Tags
Baltimore, Brown University, Celtic Tiger, Eugenio Montale, Gabinetto Vieusseux, Italo Calvino, University of Turin, Vladimir Propp
This unexpectedly sunny Sunday brought us on a walk through Baltimore where we saw this wonderous tree full of tiny treehouses and interconnecting ladders:
They are very similar houses to the ones you find hidden in various crevices along the Fairy Woods in Rineen, near Union Hall.

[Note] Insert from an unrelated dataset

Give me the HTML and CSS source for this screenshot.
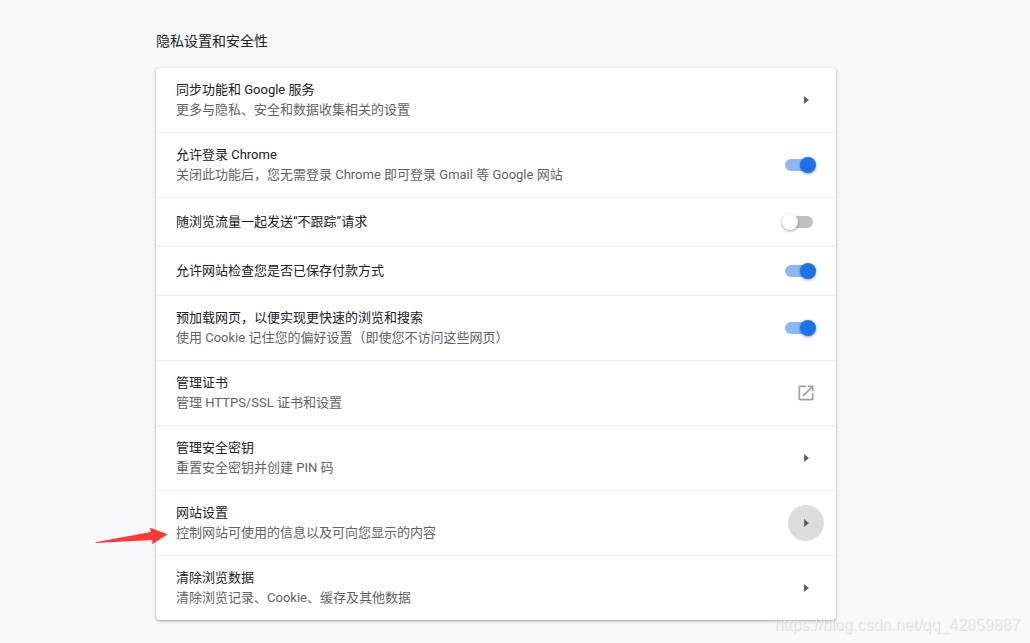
FILE: index.html
```html
<!DOCTYPE html>
<html lang="zh-CN">
<head>
<meta charset="utf-8">
<meta name="viewport" content="width=device-width, initial-scale=1">
<title>隐私设置和安全性</title>
<link rel="stylesheet" href="styles.css">
</head>
<body>
<main class="page">
  <section class="section">
    <h1 class="section-title">隐私设置和安全性</h1>
    <div class="card">
      <div class="row">
        <div class="text" id="sync"><div class="label">同步功能和 Google 服务</div><div class="sub">更多与隐私、安全和数据收集相关的设置</div></div>
        <button class="icon-button" type="button" aria-labelledby="sync"><svg class="arrow" viewBox="0 0 20 20" aria-hidden="true"><path d="M8 6l5 4-5 4z"/></svg></button>
      </div>
      <div class="row">
        <label class="text" for="signin"><span class="label">允许登录 Chrome</span><span class="sub">关闭此功能后，您无需登录 Chrome 即可登录 Gmail 等 Google 网站</span></label>
        <input class="toggle" type="checkbox" id="signin" checked>
      </div>
      <div class="row">
        <label class="text" for="dnt"><span class="label">随浏览流量一起发送“不跟踪”请求</span></label>
        <input class="toggle" type="checkbox" id="dnt">
      </div>
      <div class="row">
        <label class="text" for="payment"><span class="label">允许网站检查您是否已保存付款方式</span></label>
        <input class="toggle" type="checkbox" id="payment" checked>
      </div>
      <div class="row">
        <label class="text" for="preload"><span class="label">预加载网页，以便实现更快速的浏览和搜索</span><span class="sub">使用 Cookie 记住您的偏好设置（即使您不访问这些网页）</span></label>
        <input class="toggle" type="checkbox" id="preload" checked>
      </div>
      <div class="row">
        <div class="text" id="certs"><div class="label">管理证书</div><div class="sub">管理 HTTPS/SSL 证书和设置</div></div>
        <button class="icon-button" type="button" aria-labelledby="certs"><svg class="external" viewBox="0 0 24 24" aria-hidden="true"><path d="M19 19H5V5h7V3H5c-1.110 0-2 .9-2 2v14c0 1.100.890 2 2 2h14c1.100 0 2-.9 2-2v-7h-2v7zM14 3v2h3.590l-9.830 9.830 1.410 1.410L19 6.410V10h2V3h-7z"/></svg></button>
      </div>
      <div class="row">
        <div class="text" id="keys"><div class="label">管理安全密钥</div><div class="sub">重置安全密钥并创建 PIN 码</div></div>
        <button class="icon-button" type="button" aria-labelledby="keys"><svg class="arrow" viewBox="0 0 20 20" aria-hidden="true"><path d="M8 6l5 4-5 4z"/></svg></button>
      </div>
      <div class="row">
        <svg class="pointer" viewBox="0 0 74 20" aria-hidden="true"><path d="M0.300 15.300L55.700 5 55 0.700 72.700 7.300 57.300 17.300V13L0.600 16z"/></svg>
        <div class="text" id="site"><div class="label">网站设置</div><div class="sub">控制网站可使用的信息以及可向您显示的内容</div></div>
        <button class="icon-button active" type="button" aria-labelledby="site"><svg class="arrow" viewBox="0 0 20 20" aria-hidden="true"><path d="M8 6l5 4-5 4z"/></svg></button>
      </div>
      <div class="row">
        <div class="text" id="clear"><div class="label">清除浏览数据</div><div class="sub">清除浏览记录、Cookie、缓存及其他数据</div></div>
        <button class="icon-button" type="button" aria-labelledby="clear"><svg class="arrow" viewBox="0 0 20 20" aria-hidden="true"><path d="M8 6l5 4-5 4z"/></svg></button>
      </div>
    </div>
  </section>
</main>
<div class="watermark">https://blog.csdn.net/qq_42859887</div>
</body>
</html>
```
FILE: styles.css
```css
* {
  box-sizing: border-box;
}

body {
  margin: 0;
  background: #f8f9fa;
  color: #202124;
  font-family: Roboto, "Noto Sans CJK SC", sans-serif;
  font-size: 13px;
  line-height: 20px;
}

.page {
  padding: 31px 38px 22px 0;
}

.section {
  max-width: 680px;
  margin: 0 auto;
}

.section-title {
  margin: 0 0 17px;
  font-size: 14px;
  font-weight: 400;
  line-height: 20px;
}

.card {
  background: #fff;
  border-radius: 4px;
  box-shadow: 0 1px 2px rgba(60, 64, 67, 0.3), 0 1px 3px 1px rgba(60, 64, 67, 0.15);
}

.row {
  position: relative;
  display: flex;
  align-items: center;
  min-height: 48px;
  padding: 0 20px;
}

.row + .row {
  border-top: 1px solid #ededee;
  min-height: 49px;
}

.text {
  flex: 1;
  padding: 12px 0;
}

.label,
.sub {
  display: block;
}

.sub {
  color: #5f6368;
}

.icon-button {
  display: flex;
  align-items: center;
  justify-content: center;
  width: 36px;
  height: 36px;
  margin-right: -8px;
  padding: 0;
  border: 0;
  border-radius: 50%;
  background: transparent;
}

.icon-button.active {
  background: #dcdddf;
}

.arrow,
.external {
  width: 20px;
  height: 20px;
}

.arrow {
  fill: #5f6368;
}

.external {
  fill: #9aa0a6;
}

.toggle {
  appearance: none;
  position: relative;
  width: 34px;
  height: 16px;
  margin: 0;
}

.toggle::before,
.toggle::after {
  content: "";
  position: absolute;
}

.toggle::before {
  inset: 2px 3px;
  border-radius: 6px;
  background: #bdc1c6;
}

.toggle::after {
  top: 0;
  left: 0;
  width: 16px;
  height: 16px;
  border-radius: 50%;
  background: #fff;
  box-shadow: 0 1px 3px rgba(0, 0, 0, 0.4);
}

.toggle:checked::before {
  background: #8cb8f5;
}

.toggle:checked::after {
  right: 0;
  left: auto;
  background: #1a73e8;
}

.pointer {
  position: absolute;
  top: 36px;
  left: -61px;
  width: 74px;
  height: 20px;
  fill: #fd3a38;
}

.watermark {
  position: fixed;
  right: 10px;
  bottom: 8px;
  color: rgba(240, 241, 242, 0.8);
  font-family: "Liberation Sans", sans-serif;
  font-size: 16px;
  text-shadow: 1px 1px 1px rgba(0, 0, 0, 0.12);
}
```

These fairy houses started off being secretive wee abodes tucked away at the roots of trees along the walk. People would leave coins and small fancies at the doors of these houses in order to gain good favour with the little folk. But as time went by the fairy houses in the wood got bigger in a reflection of the Celtic Tiger houses being built in the neighbouring countryside. Passersby began to leave more and more bits of magical plastic they may have in their pockets, hoping that a My Little Pony leg might grant fairy wishes. There was even a planning notice put up at one point. This tree in Baltimore seems to suggest the little folk, fed up with having to tidy away piles of bottle tops and pen lids from the front of their houses, have taken to high rise living.

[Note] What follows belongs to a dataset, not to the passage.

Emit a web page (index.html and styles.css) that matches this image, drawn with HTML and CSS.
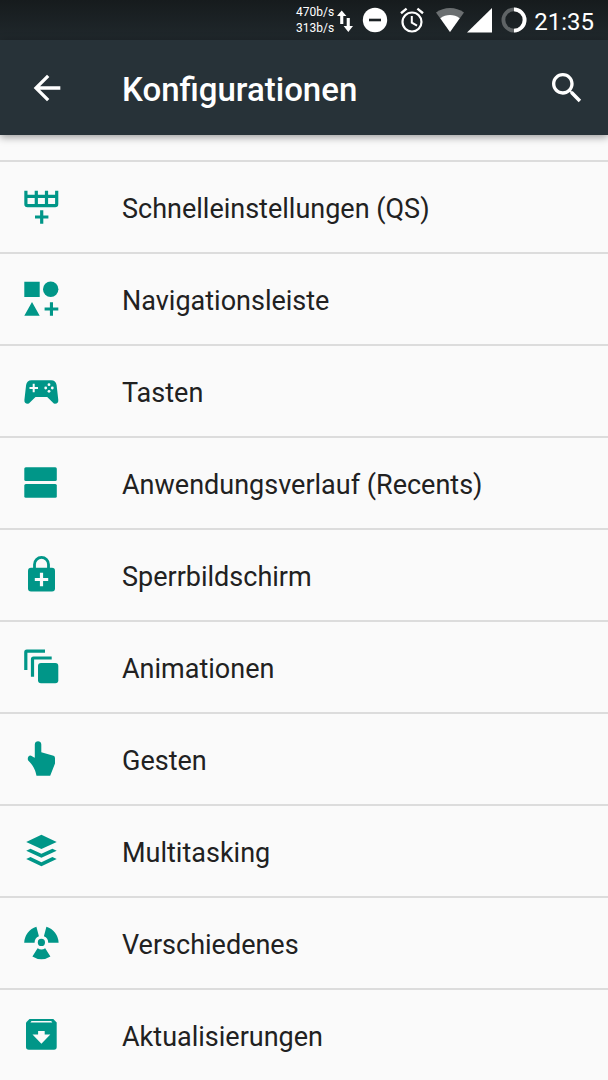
FILE: index.html
```html
<!DOCTYPE html>
<html lang="de">
<head>
<meta charset="utf-8">
<meta name="viewport" content="width=device-width, initial-scale=1">
<title>Konfigurationen</title>
<link rel="stylesheet" href="styles.css">
</head>
<body>
<div class="status-bar">
  <div class="net-speed"><span>470b/s</span><span>313b/s</span></div>
  <svg class="st-traffic" width="16" height="26" viewBox="0 0 16 26" fill="#fff"><path d="M4.700 3.500 9.400 9H6.300V17H3.200V9H0ZM11.300 25 6.600 19H9.700V11H12.800V19H16Z"/></svg>
  <svg class="st-dnd" width="26" height="26" viewBox="0 0 26 26"><circle cx="13" cy="13" r="12.200" fill="#fff"/><path d="M7 13H19" stroke="#1b2124" stroke-width="2.600"/></svg>
  <svg class="st-alarm" width="24" height="26" viewBox="0 0 24 26" fill="none" stroke="#fff"><circle cx="12" cy="15" r="9.500" stroke-width="2.200"/><path d="M11.800 9V15.600L17 18.600" stroke-width="2"/><path d="M1 6.200 6.600 1.600M17.400 1.600 23 6.200" stroke-width="2.400"/></svg>
  <svg class="st-wifi" width="28" height="26" viewBox="0 0 28 26"><path d="M0 5.500C8 -.6 20 -.6 28 5.500L14 25Z" fill="#6b6f71"/><path d="M4.300 11.200C10 6.900 18 6.900 23.700 11.200L14 25Z" fill="#fff"/></svg>
  <svg class="st-signal" width="25" height="26" viewBox="0 0 25 26"><path d="M25 1V25.500H0Z" fill="#fff"/></svg>
  <svg class="st-battery" width="26" height="26" viewBox="0 0 26 26" fill="none" stroke-width="3.800"><circle cx="13" cy="13" r="10.600" stroke="#5f6466"/><path d="M13 2.400A10.600 10.600 0 0 1 13 23.600" stroke="#fff"/></svg>
  <time class="clock">21:35</time>
</div>
<header class="app-bar">
  <button class="icon-button" aria-label="Zurück"><svg width="40" height="40" viewBox="0 0 24 24" fill="#fff"><path d="M20 11H7.830l5.590-5.590L12 4l-8 8 8 8 1.410-1.410L7.830 13H20v-2z"/></svg></button>
  <h1 class="title">Konfigurationen</h1>
  <button class="icon-button" aria-label="Suchen"><svg width="40" height="40" viewBox="0 0 24 24" fill="#fff"><path d="M15.500 14h-.79l-.28-.27C15.410 12.590 16 11.110 16 9.500 16 5.910 13.090 3 9.500 3S3 5.910 3 9.500 5.910 16 9.500 16c1.610 0 3.090-.59 4.230-1.570l.27.28v.79l5 4.990L20.490 19l-4.990-5zm-6 0C7.010 14 5 11.990 5 9.500S7.010 5 9.500 5 14 7.010 14 9.500 11.990 14 9.500 14z"/></svg></button>
</header>
<main class="list-wrap">
<ul class="list">
  <li><a class="row" href="#qs"><svg class="row-icon" viewBox="0 0 40 40" fill="none" stroke="currentColor" stroke-width="3.200"><path d="M4.900 3.700V17Q4.900 18.600 6.500 18.600H34.100Q35.700 18.600 35.700 17V3.700M4.700 9.400H35.900M15.300 3.700V18.600M25.500 3.700V18.600M14 30H27.400M20.700 23.300V36.700"/></svg><span>Schnelleinstellungen (QS)</span></a></li>
  <li><a class="row" href="#nav"><svg class="row-icon" viewBox="0 0 40 40" fill="currentColor"><path d="M3.300 2.700H18.700V18H3.300ZM11 23 18.700 36.700H3.300ZM28.900 23.300h3.100v5.200h5.300v3.100h-5.300v5.200H28.900v-5.200h-5.300v-3.100H28.900Z"/><circle cx="29.700" cy="10.300" r="7.700"/></svg><span>Navigationsleiste</span></a></li>
  <li><a class="row" href="#tasten"><svg class="row-icon" viewBox="0 0 40 40"><path fill="currentColor" d="M10.500 9.300H30.200Q34.800 9.300 35.600 14L37.300 29Q37.500 32.800 34 32.800 32.800 32.800 31.800 31.600L26.200 26H14.500L8.900 31.600Q8 32.800 6.700 32.800 3.200 32.800 3.400 29L5.100 14Q5.900 9.300 10.500 9.300Z"/><path d="M8.500 17H17M12.700 12.800V21.200" stroke="#fafafa" stroke-width="2"/><g fill="#fafafa"><circle cx="28" cy="13.700" r="1.400"/><circle cx="28" cy="20.300" r="1.400"/><circle cx="24.700" cy="17" r="1.400"/><circle cx="31.300" cy="17" r="1.400"/></g></svg><span>Tasten</span></a></li>
  <li><a class="row" href="#recents"><svg class="row-icon" viewBox="0 0 40 40" fill="currentColor"><rect x="3.300" y="4.300" width="32.500" height="13.800" rx="1.500"/><rect x="3.300" y="21" width="32.500" height="13.800" rx="1.500"/></svg><span>Anwendungsverlauf (Recents)</span></a></li>
  <li><a class="row" href="#sperre"><svg class="row-icon" viewBox="0 0 40 40"><rect x="7" y="12.700" width="27" height="23.700" rx="3" fill="currentColor"/><path d="M13.500 14V9.400A7 7 0 0 1 27.500 9.400V14" fill="none" stroke="currentColor" stroke-width="2.800"/><path d="M13.800 24.500H27.200M20.500 17.800V31.200" stroke="#fafafa" stroke-width="3.200"/></svg><span>Sperrbildschirm</span></a></li>
  <li><a class="row" href="#animationen"><svg class="row-icon" viewBox="0 0 40 40"><path d="M4.800 23V5.200Q4.800 4.200 5.800 4.200H24M11.500 29.700V12Q11.500 11 12.500 11H30.700" fill="none" stroke="currentColor" stroke-width="3.200"/><rect x="17" y="16" width="20.300" height="20.300" rx="3" fill="currentColor"/></svg><span>Animationen</span></a></li>
  <li><a class="row" href="#gesten"><svg class="row-icon" viewBox="0 0 40 40" fill="currentColor"><path d="M13.800 5.500C13.800 1.300 20.300 1.300 20.300 5.500V13.200L32.500 16.800Q34 17.300 34 19V24.500L29.200 36.700H15.500C14.500 31.500 12.800 27.200 7.200 21.500 6.300 20 6.800 17 9 16.500 10.500 16.500 12.500 18.200 13.800 18.800Z"/></svg><span>Gesten</span></a></li>
  <li><a class="row" href="#multitasking"><svg class="row-icon" viewBox="0 0 40 40" fill="currentColor"><path d="M20.400 3.700 35.700 10.900 20.400 18 5.200 10.900ZM5.200 19.700 9.500 17.700 20.400 22.700 31.400 17.700 35.700 19.700 20.400 26.700ZM5.200 28 9.500 26 20.400 31.200 31.400 26 35.700 28 20.400 35.200Z"/></svg><span>Multitasking</span></a></li>
  <li><a class="row" href="#verschiedenes"><svg class="row-icon" viewBox="0 0 40 40" fill="currentColor"><circle cx="20.400" cy="19.400" r="3.600"/><path d="M3.200 19.700A17.300 17.300 0 0 1 15.400 3.700L17.900 13.300A6.800 6.800 0 0 0 13.600 19.700ZM37.600 19.700A17.300 17.300 0 0 0 25.400 3.700L22.900 13.300A6.800 6.800 0 0 1 27.200 19.700ZM16.600 25.300A7.200 7.200 0 0 0 24.200 25.300L29.400 33.500A16.800 16.800 0 0 1 11.400 33.500Z"/></svg><span>Verschiedenes</span></a></li>
  <li><a class="row" href="#aktualisierungen"><svg class="row-icon" viewBox="0 0 40 40"><path fill="currentColor" d="M8.500 4H32.300L35.700 7.500V32Q35.700 34.800 33 34.800H7.800Q5 34.800 5 32V7.500Z"/><path fill="#fafafa" d="M10.500 5.900H30.200L31.300 7.400H9.400ZM17.100 16H23.700V19.600H29.300L20.400 28.700 11.500 19.600H17.100Z"/></svg><span>Aktualisierungen</span></a></li>
</ul>
</main>
</body>
</html>
```
FILE: styles.css
```css
* { box-sizing: border-box; }

body {
  margin: 0;
  background: #fafafa;
  color: #212121;
  font-family: Roboto, sans-serif;
}

.status-bar {
  display: flex;
  align-items: center;
  justify-content: flex-end;
  height: 40px;
  padding-right: 14px;
  background: linear-gradient(#161b1d, #20282c);
  color: #fff;
}

.net-speed {
  display: flex;
  flex-direction: column;
  font-size: 12px;
  line-height: 16px;
}

.st-traffic { margin-left: 3px; }
.st-dnd { margin-left: 9px; }
.st-alarm { margin-left: 12px; }
.st-wifi { margin-left: 12px; }
.st-signal { margin-left: 3px; }
.st-battery { margin-left: 9px; }

.clock {
  margin-left: 7px;
  padding-top: 4px;
  font-size: 24px;
  line-height: 28px;
}

.app-bar {
  position: relative;
  display: flex;
  align-items: center;
  height: 95px;
  padding: 0 21px 0 27px;
  background: #273238;
  box-shadow: 0 2px 8px rgba(0, 0, 0, 0.4);
  color: #fff;
}

.icon-button {
  display: flex;
  padding: 0;
  border: 0;
  background: none;
}

.title {
  flex: 1;
  margin: 0;
  padding: 4px 0 0 55px;
  font-size: 33px;
  font-weight: 500;
  line-height: 40px;
}

.list-wrap { padding-top: 25px; }

.list {
  margin: 0;
  padding: 0;
  list-style: none;
}

.row {
  display: flex;
  align-items: center;
  gap: 61px;
  height: 92px;
  padding: 0 21px;
  border-top: 2px solid #dcdcdc;
  color: inherit;
  font-size: 27px;
  line-height: 32px;
  text-decoration: none;
}

.row span { padding-top: 4px; }

.row-icon {
  flex: none;
  width: 40px;
  height: 40px;
  color: #009688;
}
```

It is surprisingly hard to find a poem about treehouses. Do let me know if you can think of any. But I did find this nicely bleak poem that has “trees” and “houses” next to each other in the same line….It’s by Eugenio Montale, a great Italian poet who was dismissed from his directorship of the Gabinetto Vieusseux research library in 1938 for refusing to join the Fascist party. He was extensively read by Italo Calvino when he was at the University of Turin studying agriculture – obviously Montale was not actually on the curriculum. Of course as you well know (!) Calvino also studied Vladimir Propp’s Morphology of the Folktale and Historical Roots of Russian Fairy Tales. So you see there is a connection between Montale and fairies! Sadly the Proppian Fairytale Generator that was hosted by Brown University is no longer running but you can fracture a fairy tale at Readwritethink.org. Just don’t mess with their wee houses.
Maybe One Morning
Maybe one morning, walking in dry, glassy air,
I’ll turn, and see the miracle occur:
nothing at my back, the void
behind me, with a drunkard’s terror.
then, as if on a screen, trees houses hills
will suddenly collect for the usual illusion.
But it will be too late; and I’ll walk on silent
among the men who don’t look back, with my secret.